I've had that feeling also. Feelings second only to creating a child. That probably is a greater gift in our life. But after bringing a child into the world, building something, making this country a better country, it truly is a pleasure, and it is a personal pleasure.

But more than that, it is a national service. Homebuilding is not just your occupation, it is what this country is all about. In my opinion, one of the great secrets to this nation's success is that we are different here from everywhere else - because our people own the country. They are vested in it, it's their land, not anybody else's.

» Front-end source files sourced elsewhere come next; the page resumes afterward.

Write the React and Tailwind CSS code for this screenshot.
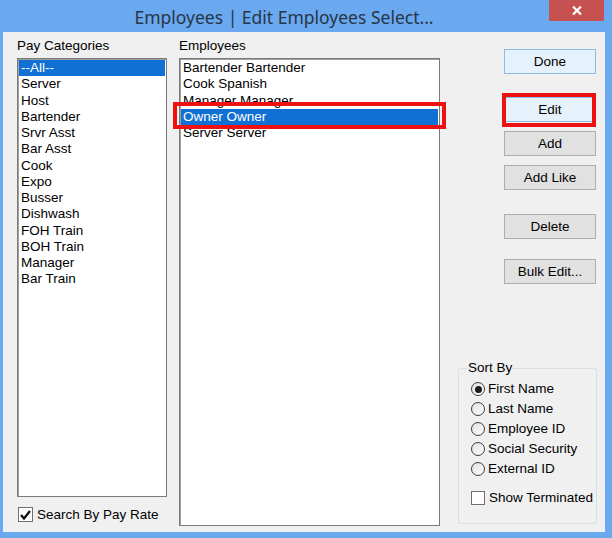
import React from 'react';

const payCategories = [
  '--All--', 'Server', 'Host', 'Bartender', 'Srvr Asst', 'Bar Asst', 'Cook',
  'Expo', 'Busser', 'Dishwash', 'FOH Train', 'BOH Train', 'Manager', 'Bar Train',
];

const employees = ['Bartender Bartender', 'Cook Spanish', 'Manager Manager', 'Owner Owner', 'Server Server'];

const sortOptions = ['First Name', 'Last Name', 'Employee ID', 'Social Security', 'External ID'];

const font = { fontFamily: '"Liberation Sans", Arial, sans-serif' };

function ListBox({ items, selected, className }) {
  return (
    <div className={`bg-white border border-[#7a7a7a] shadow-[inset_1px_1px_0_#a0a0a0] p-[1px] ${className}`}>
      {items.map((item) => (
        <div
          key={item}
          className={`h-[16.25px] leading-[16px] pl-[2px] whitespace-nowrap ${
            item === selected ? 'bg-[#1170d3] text-white' : 'text-black'
          }`}
        >
          {item}
        </div>
      ))}
    </div>
  );
}

function WinButton({ children, primary, className = '' }) {
  return (
    <button
      className={`w-[92px] h-[25px] ml-[46px] border text-[13.5px] text-black leading-none pt-[1px] ${
        primary ? 'bg-[#e5f1fb] border-[#8cbbe8]' : 'bg-[#e1e1e1] border-[#adadad]'
      } ${className}`}
      style={font}
    >
      {children}
    </button>
  );
}

function Radio({ checked }) {
  return (
    <span className="w-[14px] h-[14px] rounded-full border border-[#3c3c3c] bg-gradient-to-br from-[#e0e0e0] to-white flex items-center justify-center shrink-0">
      {checked && <span className="w-[7px] h-[7px] rounded-full bg-[#1a1a1a]" />}
    </span>
  );
}

export default function App() {
  return (
    <div className="w-[612px] h-[538px] bg-[#6aa8f0] flex flex-col pl-[3px] pr-[7px] pb-[6px] relative overflow-hidden" style={font}>
      {/* Title bar */}
      <div className="h-[32px] shrink-0 flex items-center justify-center pr-[40px] pt-[3px]">
        <span
          className="text-[17.5px] text-[#263646]"
          style={{ fontFamily: '"Noto Sans", "Open Sans", sans-serif' }}
        >
          Employees | Edit Employees Select...
        </span>
      </div>
      <div className="absolute left-[549px] top-0 w-[55px] h-[21px] bg-[#c75050] flex items-center justify-center">
        <svg width="10" height="9" viewBox="0 0 10 9">
          <path d="M1 0.5 L9 8.5 M9 0.5 L1 8.5" stroke="white" strokeWidth="2.2" />
        </svg>
      </div>

      {/* Client area */}
      <div className="flex-1 bg-[#f0f0f0] flex pl-[14px] text-[13.5px] text-black">
        {/* Pay categories column */}
        <div className="w-[150px] flex flex-col pt-[6px]">
          <div className="h-[20px] leading-[16px]">Pay Categories</div>
          <ListBox items={payCategories} selected="--All--" className="h-[439px]" />
          <div className="flex items-center mt-[10px] ml-[1px] h-[15px]">
            <span className="w-[15px] h-[15px] border border-[#707070] bg-white flex items-center justify-center shrink-0">
              <svg width="11" height="10" viewBox="0 0 11 10">
                <path d="M1 5 L4 8.5 L10 1" fill="none" stroke="#111" strokeWidth="2.3" />
              </svg>
            </span>
            <span className="ml-[4px] leading-[16px]">Search By Pay Rate</span>
          </div>
        </div>

        {/* Employees column */}
        <div className="w-[261px] ml-[12px] flex flex-col pt-[6px] relative">
          <div className="h-[20px] leading-[16px]">Employees</div>
          <ListBox items={employees} selected="Owner Owner" className="h-[468px]" />
          <div className="absolute left-[-6px] top-[70px] w-[273px] h-[27px] border-[4px] border-[#ee1111]" />
        </div>

        {/* Right column */}
        <div className="w-[139px] ml-[18px] flex flex-col pt-[17px] relative">
          <WinButton primary>Done</WinButton>
          <WinButton primary className="mt-[23px]">Edit</WinButton>
          <WinButton className="mt-[9px]">Add</WinButton>
          <WinButton className="mt-[9px]">Add Like</WinButton>
          <WinButton className="mt-[24px]">Delete</WinButton>
          <WinButton className="mt-[20px]">Bulk Edit...</WinButton>
          <div className="absolute left-[44px] top-[61px] w-[94px] h-[34px] border-[4px] border-[#ee1111]" />

          <fieldset className="mt-[76px] h-[164px] border border-[#d5dfe5] rounded-[3px]">
            <legend className="ml-[8px] px-[1px] leading-[16px]">Sort By</legend>
            <div className="pt-[3px] pl-[12px] flex flex-col">
              {sortOptions.map((opt, i) => (
                <div key={opt} className="h-[20px] flex items-center">
                  <Radio checked={i === 0} />
                  <span className="ml-[3px] leading-[16px]">{opt}</span>
                </div>
              ))}
              <div className="h-[20px] mt-[9px] flex items-center">
                <span className="w-[14px] h-[14px] border border-[#707070] bg-white shrink-0" />
                <span className="ml-[4px] leading-[16px]">Show Terminated</span>
              </div>
            </div>
          </fieldset>
        </div>
      </div>
    </div>
  );
}
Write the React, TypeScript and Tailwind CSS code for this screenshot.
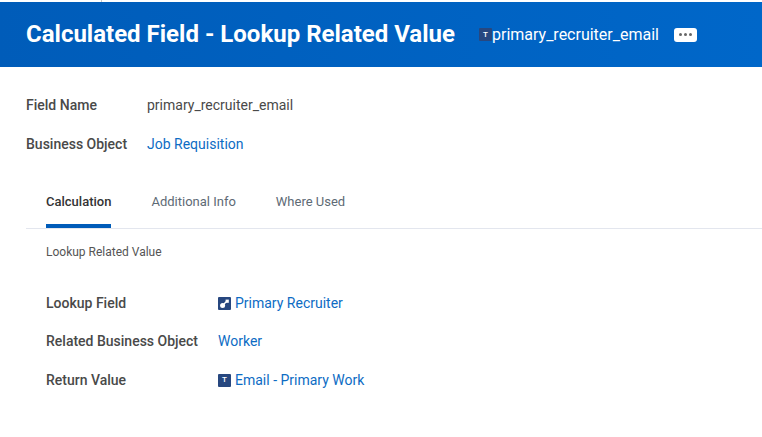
import type { ReactNode } from 'react'

const ROBOTO = "font-['Roboto',sans-serif]"

function TypeBadge() {
  return (
    <span className="flex h-[13px] w-[13px] shrink-0 items-center justify-center rounded-[1px] bg-[#27477f] text-[8px] font-medium leading-none text-white">
      T
    </span>
  )
}

function LinkBadge() {
  return (
    <svg viewBox="0 0 13 13" className="h-[13px] w-[13px] shrink-0">
      <rect width="13" height="13" rx="1" fill="#27477f" />
      <path d="M5 8 9 4" stroke="#fff" strokeWidth="1.4" />
      <circle cx="4.6" cy="8.4" r="2.5" fill="#fff" />
      <rect x="7.6" y="2.6" width="3.2" height="3.2" fill="#fff" />
    </svg>
  )
}

function Tab({ label, active }: { label: string; active?: boolean }) {
  return (
    <div
      className={`flex h-[52px] items-start border-b-4 pt-[17px] text-[13px] leading-[18px] ${
        active ? 'border-[#005cb9] font-medium text-[#333]' : 'border-transparent text-[#5e6a75]'
      }`}
    >
      {label}
    </div>
  )
}

function DetailRow({ label, children, height }: { label: string; children: ReactNode; height: string }) {
  return (
    <div className={`flex items-start ${height}`}>
      <div className="w-[172px] shrink-0 text-[14px] font-medium leading-5 text-[#494949]">{label}</div>
      <div className="flex items-center gap-1 text-[14px] leading-5 text-[#0d6cc4]">{children}</div>
    </div>
  )
}

export default function App() {
  return (
    <div className={`${ROBOTO} h-[437px] w-[762px] overflow-hidden bg-white`}>
      <div className="h-[2px] pl-[101px]">
        <div className="h-full w-px bg-[#c8c8c8]" />
      </div>
      <header className="flex h-[65px] items-center bg-gradient-to-r from-[#005cb9] to-[#0067c9] pl-[26px] text-white">
        <h1 className="pb-[2px] text-[24px] font-bold leading-8">Calculated Field - Lookup Related Value</h1>
        <div className="ml-6 flex items-center">
          <TypeBadge />
          <span className="text-[16px] leading-5">primary_recruiter_email</span>
        </div>
        <button className="ml-[15px] flex h-[14px] w-[23px] items-center justify-center gap-[2px] rounded-[3px] bg-white">
          <span className="h-[3px] w-[3px] rounded-full bg-[#666]" />
          <span className="h-[3px] w-[3px] rounded-full bg-[#666]" />
          <span className="h-[3px] w-[3px] rounded-full bg-[#666]" />
        </button>
      </header>

      <section className="px-[26px] pt-[28px]">
        <div className="flex h-[39px] items-start">
          <div className="w-[121px] shrink-0 text-[14px] font-medium leading-5 text-[#494949]">Field Name</div>
          <div className="text-[14px] leading-5 text-[#494949]">primary_recruiter_email</div>
        </div>
        <div className="flex items-start">
          <div className="w-[121px] shrink-0 text-[14px] font-medium leading-5 text-[#494949]">Business Object</div>
          <div className="text-[14px] leading-5 text-[#0d6cc4]">Job Requisition</div>
        </div>
      </section>

      <nav className="ml-[26px] mt-[22px] flex h-[53px] gap-10 border-b border-[#e3e6ee] pl-5">
        <Tab label="Calculation" active />
        <Tab label="Additional Info" />
        <Tab label="Where Used" />
      </nav>

      <main className="pl-[46px] pt-[15px]">
        <p className="text-[12px] leading-4 text-[#555]">Lookup Related Value</p>
        <div className="mt-[33px]">
          <DetailRow label="Lookup Field" height="h-[38px]">
            <LinkBadge />
            Primary Recruiter
          </DetailRow>
          <DetailRow label="Related Business Object" height="h-[39px]">
            Worker
          </DetailRow>
          <DetailRow label="Return Value" height="h-5">
            <TypeBadge />
            Email - Primary Work
          </DetailRow>
        </div>
      </main>
    </div>
  )
}
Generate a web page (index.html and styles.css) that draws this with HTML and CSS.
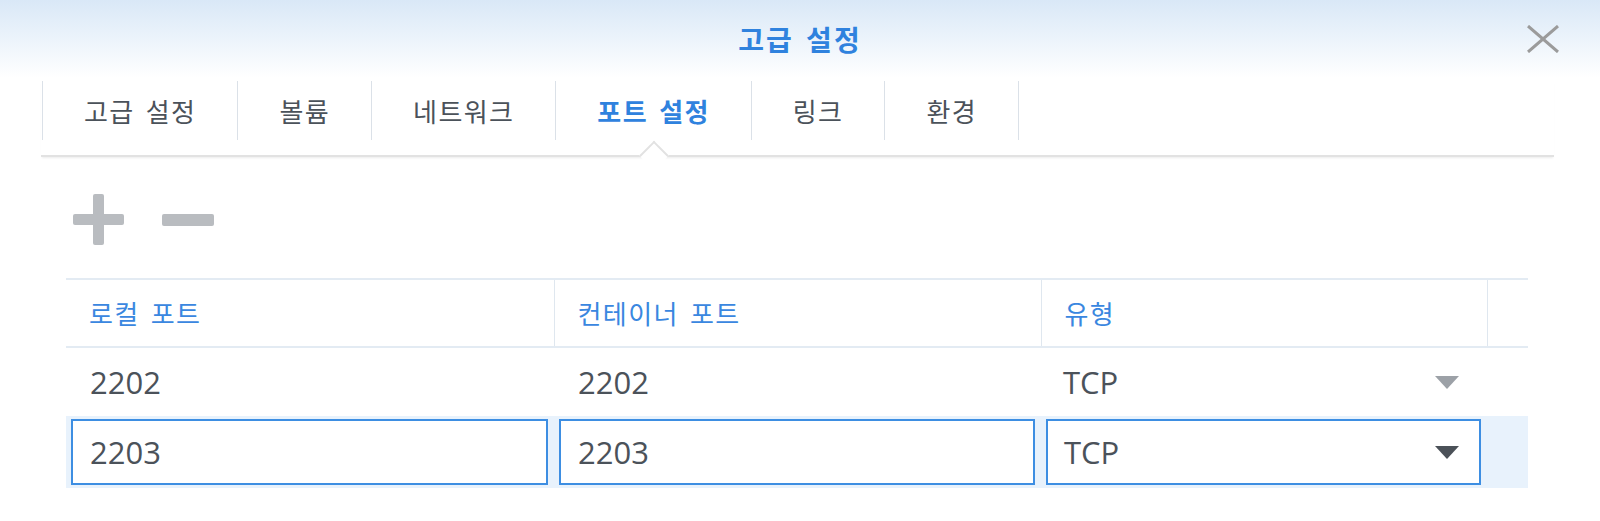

That's what homeownership means, it's an entire culture, it's the way you think. Why else do immigrants try to get to this country from everywhere across the globe? They will take on any odds, they have to get across that ocean, they just want to get to the United States of America, they just want a part of that great country, that's homeownership. That's how they are literally rooted in America. That's where their identity is forged. That's where their commonality is forged. That's where community is forged, through homeownership.

Yes, it's great for the economy. Yes, it does all sorts of things for the numbers, 20 percent of the GDP. We want to keep this economy going, let homebuilding drive it, of course. But you want to keep the sense of community. You want to keep the dream alive. You want to keep the notion alive. You want to keep this nation together? Keep building homes. Together we will build more-faster-better than ever before. Thank you very much.